United Nations Food and Agriculture Organization (FAO) director-general Qu Dongyu has appealed for 100 million dollars of urgent aid to ease the plight of desperate farmers, herders, fishers and their families in Yemen.
"Millions of people are unable to meet their basic needs," Qu said in an address to the virtual High-Level Pledging Event for the Humanitarian Crisis in Yemen.
Yemen is currently facing the world's largest humanitarian crisis as the civil war, economic crisis and institutional collapse have left 24 million people - some 80 percent of the population - in need of humanitarian aid. The country is also battling a severe Desert Locust outbreak and the Covid-19 pandemic.
Farmers, fishers and herders - crucial to the impoverished country's food supply - have all been hit hard by the five-year-old conflict and the resulting economic decline, Qu said.
"We must act now, we need your support," Qu told donors.
"There is no time to wait," he underlined.
FAO wants to reach 6 million people and distribute emergency livelihood-assistance - seeds, tools, coolboxes, life jackets and cash - to enable farmers and fishers to keep producing and continue livestock rearing, Qu stated.
Vaccinations and treatment for livestock, surveillance and control of plant pests, including Desert Locust, would benefit 4.2 million people, Qu said.
Assistance needs to be scaled up for Yemen to enable its farmers, herders and fishers to produce food to feed themselves, their families and their communities, he stated.
Even before the Covid-19 pandemic, Yemen was on the brink of catastrophe, Qu underlined.

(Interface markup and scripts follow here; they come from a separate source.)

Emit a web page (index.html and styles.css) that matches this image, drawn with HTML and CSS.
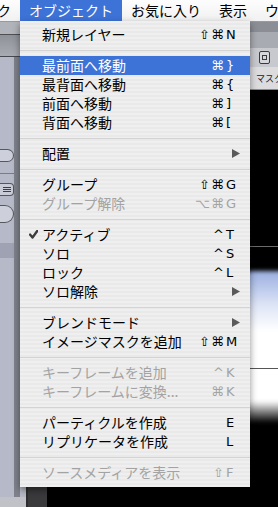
FILE: index.html
```html
<!DOCTYPE html>
<html lang="ja">
<head>
<meta charset="utf-8">
<link rel="stylesheet" href="styles.css">
</head>
<body>
<div class="menubar">
  <span class="title prev">マーク</span>
  <span class="title active">オブジェクト</span>
  <span class="title">お気に入り</span>
  <span class="title">表示</span>
  <span class="title">ウインドウ</span>
</div>
<div class="stage">
  <div class="side">
    <div class="side-top"></div>
    <div class="side-tool"></div>
    <div class="side-body">
      <div class="side-list">
        <div class="pill p1"></div>
        <div class="rule"></div>
        <div class="listbtn"><i></i><i></i><i></i></div>
        <div class="pill p2"></div>
        <div class="selrow"></div>
      </div>
      <div class="side-edge"></div>
    </div>
    <div class="side-foot"></div>
  </div>
  <div class="main">
    <div class="tb1"></div>
    <div class="tb2"></div>
    <div class="tb3">
      <span class="tool"><i></i></span>
      <span class="tool"><i></i></span>
    </div>
    <div class="tabs"><span>マスク</span></div>
    <div class="canvas">
      <div class="hline l1"></div>
      <div class="glow"></div>
      <div class="hline l2"></div>
    </div>
  </div>
</div>

<div class="menu">
  <div class="item"><span></span><span class="lbl">新規レイヤー</span><span class="mods">⇧⌘</span><span class="key">N</span></div>
  <div class="sep"></div>
  <div class="item sel"><span></span><span class="lbl">最前面へ移動</span><span class="mods">⌘</span><span class="key">}</span></div>
  <div class="item"><span></span><span class="lbl">最背面へ移動</span><span class="mods">⌘</span><span class="key">{</span></div>
  <div class="item"><span></span><span class="lbl">前面へ移動</span><span class="mods">⌘</span><span class="key">]</span></div>
  <div class="item"><span></span><span class="lbl">背面へ移動</span><span class="mods">⌘</span><span class="key">[</span></div>
  <div class="sep"></div>
  <div class="item"><span></span><span class="lbl">配置</span><span class="mods"></span><span class="key"><svg class="arrow" width="8" height="9" viewBox="0 0 8 9"><polygon points="0,0 8,4.5 0,9"/></svg></span></div>
  <div class="sep"></div>
  <div class="item"><span></span><span class="lbl">グループ</span><span class="mods">⇧⌘</span><span class="key">G</span></div>
  <div class="item dis"><span></span><span class="lbl">グループ解除</span><span class="mods">⌥⌘</span><span class="key">G</span></div>
  <div class="sep"></div>
  <div class="item"><span class="chk"><svg width="9" height="9" viewBox="0 0 9 9"><path d="M1 4.6 L3.5 7.6 L8.2 1"/></svg></span><span class="lbl">アクティブ</span><span class="mods">^</span><span class="key">T</span></div>
  <div class="item"><span></span><span class="lbl">ソロ</span><span class="mods">^</span><span class="key">S</span></div>
  <div class="item"><span></span><span class="lbl">ロック</span><span class="mods">^</span><span class="key">L</span></div>
  <div class="item"><span></span><span class="lbl">ソロ解除</span><span class="mods"></span><span class="key"><svg class="arrow" width="8" height="9" viewBox="0 0 8 9"><polygon points="0,0 8,4.5 0,9"/></svg></span></div>
  <div class="sep"></div>
  <div class="item"><span></span><span class="lbl">ブレンドモード</span><span class="mods"></span><span class="key"><svg class="arrow" width="8" height="9" viewBox="0 0 8 9"><polygon points="0,0 8,4.5 0,9"/></svg></span></div>
  <div class="item"><span></span><span class="lbl">イメージマスクを追加</span><span class="mods">⇧⌘</span><span class="key">M</span></div>
  <div class="sep"></div>
  <div class="item dis"><span></span><span class="lbl">キーフレームを追加</span><span class="mods">^</span><span class="key">K</span></div>
  <div class="item dis"><span></span><span class="lbl">キーフレームに変換...</span><span class="mods">⌘</span><span class="key">K</span></div>
  <div class="sep"></div>
  <div class="item"><span></span><span class="lbl">パーティクルを作成</span><span class="mods"></span><span class="key">E</span></div>
  <div class="item"><span></span><span class="lbl">リプリケータを作成</span><span class="mods"></span><span class="key">L</span></div>
  <div class="sep"></div>
  <div class="item dis"><span></span><span class="lbl">ソースメディアを表示</span><span class="mods">⇧</span><span class="key">F</span></div>
</div>
</body>
</html>
```
FILE: styles.css
```css
* { box-sizing: border-box; margin: 0; padding: 0; }
html, body { width: 278px; height: 507px; overflow: hidden; }
body {
  position: relative;
  background: #000;
  font-family: "Noto Sans CJK JP", "Noto Sans", sans-serif;
  font-size: 14px;
  color: #000;
}

/* menu bar */
.menubar {
  height: 21px;
  display: flex;
  white-space: nowrap;
  overflow: hidden;
  background: linear-gradient(#fdfdfd, #f1f1f1);
  box-shadow: 0 1px 0 #9a9a9a;
  position: relative;
  z-index: 1;
}
.title { padding: 0 9px; line-height: 21px; flex: none; }
.title.prev { margin-left: -40px; }
.title.active { background: #3d72d6; color: #fff; }

/* background app */
.stage { display: flex; height: 486px; }
.side {
  width: 28px;
  flex: none;
  display: flex;
  flex-direction: column;
  border-right: 2px solid #2c2c2e;
  background: #b7bac6;
}
.side-top { height: 14px; background: #b1b3ba; border-bottom: 1px solid #4d4f55; }
.side-tool { height: 22px; background: linear-gradient(#8f9199, #a9abb2); border-bottom: 1px solid #46484e; }
.side-body { flex: 1; display: flex; }
.side-list { width: 14px; background: #b5b9c8; display: flex; flex-direction: column; }
.side-edge { width: 6px; background: #7f828b; }
.side-foot { height: 10px; background: #c0c2c8; }
.pill { height: 13px; border: 1px solid #55575e; border-left: none; border-radius: 0 7px 7px 0; background: #cdd0da; }
.p1 { margin-top: 92px; }
.rule { height: 1px; background: #7a7c84; margin-top: 11px; }
.listbtn {
  height: 13px; margin-top: 9px;
  border: 1px solid #55575e; border-left: none; border-radius: 0 4px 4px 0;
  background: #c9ccd6;
  display: flex; flex-direction: column; justify-content: center; gap: 1px; padding: 0 2px 0 3px;
}
.listbtn i { display: block; height: 1px; background: #3d3f45; }
.p2 { margin-top: 9px; height: 18px; border-radius: 0 9px 9px 0; }
.selrow { height: 15px; margin-top: 20px; background: #9ea2b2; }

.main { flex: 1; display: flex; flex-direction: column; background: #000; }
.tb1 { height: 11px; background: #8c8e96; }
.tb2 { height: 16px; background: #a9abb2; }
.tb3 {
  height: 19px; background: #c8c9ce;
  display: flex; justify-content: flex-end; align-items: center; gap: 8px;
  margin-right: -6px;
}
.tool {
  width: 11px; height: 13px; border: 1px solid #3a3a3e; border-radius: 2px;
  display: flex; align-items: center; justify-content: center; background: #d6d7dc;
}
.tool i { width: 5px; height: 5px; border: 1px solid #3a3a3e; }
.tabs {
  height: 23px; background: #dcdcdf; border-bottom: 1px solid #8a8a8e;
  padding-left: 228px; font-size: 9px; line-height: 23px; color: #222; white-space: nowrap; overflow: hidden;
}
.canvas { flex: 1; position: relative; border-left: 19px solid #3a3a3c; background: #000; }
.hline { position: absolute; height: 1px; right: 0; }
.l1 { top: 156px; left: 160px; background: #6b6b6b; }
.glow {
  position: absolute; left: 198px; top: 181px; width: 60px; height: 152px;
  background: linear-gradient(#9aaee0 0, #dfe6f6 35px, #fff 60px, #fff 130px, rgba(255,255,255,0) 152px);
  border-radius: 6px;
  filter: blur(2px);
}
.l2 { top: 278px; left: 200px; background: #555; }

/* dropdown menu */
.menu {
  position: absolute;
  left: 20px;
  top: 21px;
  width: 230px;
  padding: 4px 0 5px;
  background: repeating-linear-gradient(#efefef 0, #efefef 2px, #e9e9e9 2px, #e9e9e9 4px);
  box-shadow: 0 3px 7px rgba(0, 0, 0, 0.45);
  z-index: 2;
}
.item {
  display: grid;
  grid-template-columns: 22px 1fr auto 24px;
  height: 19px;
  line-height: 19px;
  align-items: center;
  white-space: nowrap;
}
.item.sel { background: #3d72d6; color: #fff; }
.item.dis { color: #a3a3a3; }
.mods, .key { font-family: "DejaVu Sans", sans-serif; font-size: 13px; }
.mods { text-align: right; padding-right: 1px; letter-spacing: 1px; }
.arrow { display: block; margin-left: 6px; fill: #5a5a5a; }
.chk { display: flex; padding-left: 9px; }
.chk svg { fill: none; stroke: #3c3c3c; stroke-width: 2.4; stroke-linecap: round; stroke-linejoin: round; }
.sep { height: 12px; display: flex; align-items: center; }
.sep::after { content: ""; flex: 1; height: 1px; background: #d3d3d3; }
```
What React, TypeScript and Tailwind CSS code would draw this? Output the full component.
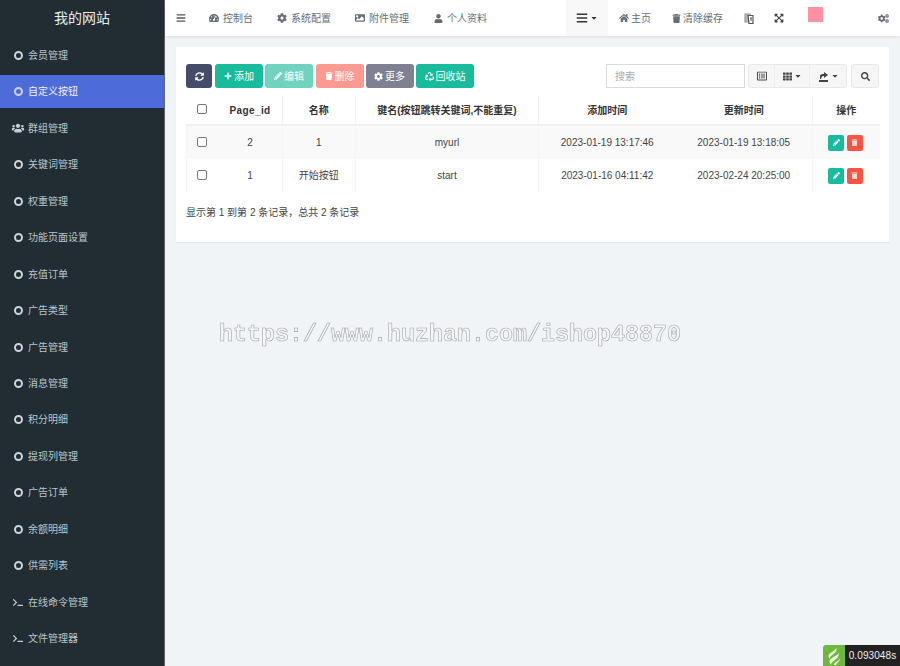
import type { ReactNode } from 'react'
import {
  FaBars,
  FaCaretDown,
  FaCog,
  FaCogs,
  FaExpandArrowsAlt,
  FaHome,
  FaImage,
  FaPencilAlt,
  FaPlus,
  FaRecycle,
  FaRegListAlt,
  FaSearch,
  FaSyncAlt,
  FaTachometerAlt,
  FaTerminal,
  FaTh,
  FaTrash,
  FaUser,
  FaUsers,
} from 'react-icons/fa'

const font = "font-['Liberation_Sans','Noto_Sans_CJK_SC',sans-serif]"

const menu = [
  '会员管理',
  '自定义按钮',
  '群组管理',
  '关键词管理',
  '权重管理',
  '功能页面设置',
  '充值订单',
  '广告类型',
  '广告管理',
  '消息管理',
  '积分明细',
  '提现列管理',
  '广告订单',
  '余额明细',
  '供需列表',
  '在线命令管理',
  '文件管理器',
]

const rows = [
  { id: '2', name: '1', key: 'myurl', added: '2023-01-19 13:17:46', updated: '2023-01-19 13:18:05' },
  { id: '1', name: '开始按钮', key: 'start', added: '2023-01-16 04:11:42', updated: '2023-02-24 20:25:00' },
]

function MenuIcon({ label }: { label: string }) {
  if (label === '群组管理') return <FaUsers className="w-[10px] scale-125 text-[10px] text-[#c5cdd2]" />
  if (label === '在线命令管理' || label === '文件管理器') {
    return <FaTerminal className="w-[10px] text-[9px] text-[#c5cdd2]" />
  }
  return <span className="mx-[0.5px] h-[9px] w-[9px] rounded-full border-2 border-[#ccd5d9]" />
}

function Sidebar() {
  return (
    <aside className="flex h-full w-[165px] shrink-0 flex-col border-r border-[#5a6266] bg-[#222d33]">
      <div className="flex h-[39px] shrink-0 items-center justify-center pb-[3px] text-[14px] text-[#e8eced]">我的网站</div>
      {menu.map((label) => (
        <div
          key={label}
          className={
            label === '自定义按钮'
              ? 'mb-[3.45px] flex h-[33px] shrink-0 items-center gap-[5px] bg-[#4e6cd9] pl-[13px] text-[10px] text-[#eef1fb]'
              : 'mb-[3.45px] flex h-[33px] shrink-0 items-center gap-[5px] pl-[13px] text-[10px] text-[#b8c7ce]'
          }
        >
          <MenuIcon label={label} />
          <span>{label}</span>
        </div>
      ))}
    </aside>
  )
}

function NavItem({ icon, label, className }: { icon: ReactNode; label?: string; className: string }) {
  return (
    <div className={`flex h-full items-center gap-[4px] text-[10px] text-[#666e75] ${className}`}>
      {icon}
      {label && <span>{label}</span>}
    </div>
  )
}

// overlapping pages with a letter on the front one
function TranslateIcon() {
  return (
    <svg width="10" height="11" viewBox="0 0 10 11" fill="none" stroke="#555" strokeWidth="1.2">
      <path d="M1 1h5v8H1z" fill="#bbb" stroke="#999" />
      <path d="M4 2.500h5v8H5z" fill="#fff" />
      <path d="M6 5h2M7 5v3" strokeWidth="1" />
    </svg>
  )
}

function Topbar() {
  return (
    <header className="flex h-[36px] shrink-0 items-center bg-white pl-[11px] pr-[11px] shadow-[0_1px_3px_rgba(0,0,0,0.08)]">
      <FaBars className="mr-[23px] text-[10px] text-[#555]" />
      <NavItem className="mr-[24px]" icon={<FaTachometerAlt className="text-[10px]" />} label="控制台" />
      <NavItem className="mr-[24px]" icon={<FaCog className="text-[10px]" />} label="系统配置" />
      <NavItem className="mr-[25px]" icon={<FaImage className="text-[10px]" />} label="附件管理" />
      <NavItem className="mr-[79px]" icon={<FaUser className="text-[9px]" />} label="个人资料" />
      <div className="mr-[11px] flex h-full w-[42px] items-center justify-center gap-[2px] bg-[#f8f8f8] text-[#333]">
        <FaBars className="text-[12px]" />
        <FaCaretDown className="text-[8px]" />
      </div>
      <NavItem className="mr-[21px] !gap-[2px]" icon={<FaHome className="text-[10px]" />} label="主页" />
      <NavItem className="mr-[21px] !gap-[2px]" icon={<FaTrash className="text-[9px]" />} label="清除缓存" />
      <NavItem className="mr-[20px]" icon={<TranslateIcon />} />
      <NavItem className="mr-[24px]" icon={<FaExpandArrowsAlt className="text-[10px] text-[#444]" />} />
      <div className="mb-[7px] h-[15px] w-[15px] bg-[#ff8fa3]" />
      <NavItem className="ml-auto" icon={<FaCogs className="text-[11px]" />} />
    </header>
  )
}

function ToolButton({ icon, label, className }: { icon: ReactNode; label?: string; className: string }) {
  return (
    <div className={`flex h-[24px] items-center justify-center gap-[2px] rounded-[3px] text-[10px] text-white ${className}`}>
      {icon}
      {label && <span>{label}</span>}
    </div>
  )
}

function Toolbar() {
  return (
    <div className="flex h-[24px] items-center">
      <ToolButton className="mr-[3px] w-[26px] bg-[#444c69]" icon={<FaSyncAlt className="text-[9px]" />} />
      <ToolButton className="mr-[2px] w-[48px] bg-[#18bc9c]" icon={<FaPlus className="text-[8px]" />} label="添加" />
      <ToolButton className="mr-[2.5px] w-[48px] bg-[#6fd3bf]" icon={<FaPencilAlt className="text-[8px]" />} label="编辑" />
      <ToolButton className="mr-[2px] w-[48px] bg-[#fb9a90]" icon={<FaTrash className="text-[8px]" />} label="删除" />
      <ToolButton className="mr-[2.5px] w-[48px] bg-[#7f8091]" icon={<FaCog className="text-[9px]" />} label="更多" />
      <ToolButton className="w-[58px] bg-[#18bc9c]" icon={<FaRecycle className="text-[9px]" />} label="回收站" />

      <div className="ml-auto mr-[3px] flex h-[24px] w-[139px] items-center border border-[#d9dcdd] bg-white pl-[8px] text-[10px] text-[#a5a9ac]">
        搜索
      </div>
      <div className="mr-[4px] flex h-[24px] overflow-hidden rounded-[3px] border border-[#e8e8e8] bg-[#f6f6f6] text-[#444]">
        <div className="flex w-[26px] items-center justify-center border-r border-[#ececec]">
          <FaRegListAlt className="text-[10px]" />
        </div>
        <div className="flex w-[35px] items-center justify-center gap-[2px] border-r border-[#ececec]">
          <FaTh className="text-[9px]" />
          <FaCaretDown className="text-[8px]" />
        </div>
        <div className="flex w-[36px] items-center justify-center gap-[2px]">
          <svg width="11" height="11" viewBox="0 0 11 11" fill="currentColor">
            <path d="M1 9h9v2H1zM2 8V5.500C2 3.500 3.500 3 6 3V1l4 3-4 3V5C4.500 5 3.500 5.500 3 8z" />
          </svg>
          <FaCaretDown className="text-[8px]" />
        </div>
      </div>
      <div className="flex h-[24px] w-[28px] items-center justify-center rounded-[3px] border border-[#e8e8e8] bg-[#f6f6f6] text-[#444]">
        <FaSearch className="text-[9px]" />
      </div>
    </div>
  )
}

function Checkbox() {
  return <span className="mb-[2px] ml-[10px] block h-[10px] w-[10px] rounded-[2px] border border-[#767676] bg-white" />
}

function DataTable() {
  return (
    <table className="mt-[8px] w-full table-fixed border-collapse text-center text-[10px] text-[#444]">
      <colgroup>
        <col className="w-[32px]" />
        <col className="w-[63.500px]" />
        <col className="w-[73.500px]" />
        <col className="w-[183px]" />
        <col className="w-[137px]" />
        <col className="w-[137px]" />
        <col className="w-[67px]" />
      </colgroup>
      <thead>
        <tr className="h-[29px] border-b-2 border-[#f0f0f0] font-bold text-[#333]">
          <th>
            <Checkbox />
          </th>
          <th className="border-r border-[#f2f2f2] tracking-[0.4px]">Page_id</th>
          <th className="border-r border-[#f2f2f2]">名称</th>
          <th className="border-r border-[#f2f2f2]">键名(按钮跳转关键词,不能重复)</th>
          <th>添加时间</th>
          <th className="border-r border-[#f2f2f2]">更新时间</th>
          <th>操作</th>
        </tr>
      </thead>
      <tbody>
        {rows.map((row, i) => (
          <tr key={row.id} className={i === 0 ? 'h-[34px] bg-[#f9f9f9]' : 'h-[33px] bg-white'}>
            <td className="border-l border-[#f5f5f5]">
              <Checkbox />
            </td>
            <td className="border-r border-[#f5f5f5]">{row.id}</td>
            <td className="border-r border-[#f5f5f5]">{row.name}</td>
            <td className="border-r border-[#f5f5f5]">{row.key}</td>
            <td>{row.added}</td>
            <td className="border-r border-[#f5f5f5]">{row.updated}</td>
            <td>
              <div className="flex items-center justify-center gap-[2.5px] pr-[2px]">
                <span className="flex h-[16px] w-[16px] items-center justify-center rounded-[2px] bg-[#18bc9c] text-white">
                  <FaPencilAlt className="text-[7px]" />
                </span>
                <span className="flex h-[16px] w-[16px] items-center justify-center rounded-[2px] bg-[#f75444] text-[#ffd9d5]">
                  <FaTrash className="text-[7px]" />
                </span>
              </div>
            </td>
          </tr>
        ))}
      </tbody>
    </table>
  )
}

export default function App() {
  return (
    <div className={`relative flex h-screen w-full overflow-hidden bg-[#f1f4f6] ${font}`}>
      <Sidebar />
      <div className="flex min-w-0 flex-1 flex-col">
        <Topbar />
        <main className="px-[11px] pt-[11px]">
          <section className="h-[195px] bg-white px-[10px] pt-[17px] shadow-[0_1px_1px_rgba(0,0,0,0.05)]">
            <Toolbar />
            <DataTable />
            <p className="mt-[13px] text-[10px] text-[#444]">显示第 1 到第 2 条记录，总共 2 条记录</p>
          </section>
        </main>
      </div>

      {/* watermark over the page */}
      <div className="absolute left-[219px] top-[320px] font-['Liberation_Mono',monospace] text-[23.330px] font-bold leading-[30px] whitespace-nowrap text-[#f4f5f7] [will-change:transform] [-webkit-text-stroke:0.6px_#a4a6a9]">
        https://www.huzhan.com/ishop48870
      </div>

      {/* timer badge */}
      <div className="absolute bottom-0 right-0 flex h-[21px] items-stretch">
        <div className="flex w-[22px] items-center justify-center rounded-tl-[3px] bg-[#6fb83f]">
          <svg width="18" height="20" viewBox="0 0 16 18" fill="#e9f5df">
            <path d="M10 1c1 3-7 5-7 8 0 1 .5 2 1 2.500C4 8 12 7 10 1zM12 6c0 3-8 4-8 8 0 1 .5 2 1.500 3C5 13 14 12 12 6zM13 11c0 3-5 3-5 6h2c0-2 4-3 3-6z" />
          </svg>
        </div>
        <div className="flex w-[55px] items-center justify-center bg-[#222] text-[10px] tracking-[0.1px] text-[#eee]">
          0.093048s
        </div>
      </div>
    </div>
  )
}
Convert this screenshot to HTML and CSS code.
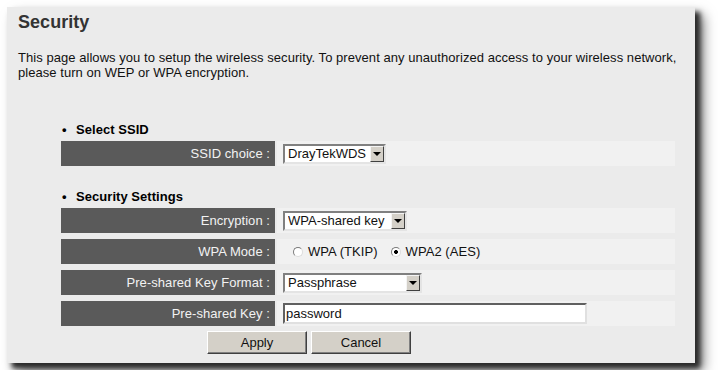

Nearly 16 million people were at risk of famine even before the pandemic began - over half of the country's entire population, according to the 2020 Global Report on Food Crises.
Violence escalated in Yemen in March 2015 and over 200 humanitarian organisations are now working together to assist more than 13 million people across the country every month.
Millions of people lack access to adequate food, water and sanitation and official figures show that Covid-19 cases have been confirmed in 10 of the country's 22 governorates.
Opening Tuesday's pledging conference, UN secretary-general, Antonio Guterres called for an end to the deadly conflict in Yemen.
Without increased funding, the UN will have to end several humanitarian programmes in Yemen, Guterres warned.
The virtual conference was organised by the UN in partnership with the Kingdom of Saudi Arabia.
FAO has been working in Yemen to boost and safeguard food and livestock production, provide animal feed and beekeeping kits, vaccinations and treatment for livestock, and assist home poultry production and dairy processing.
FAO provided humanitarian assistance to 3 million people in Yemen last year and more than 3.6 million animals were protected through animal health campaigns, the UN agency said.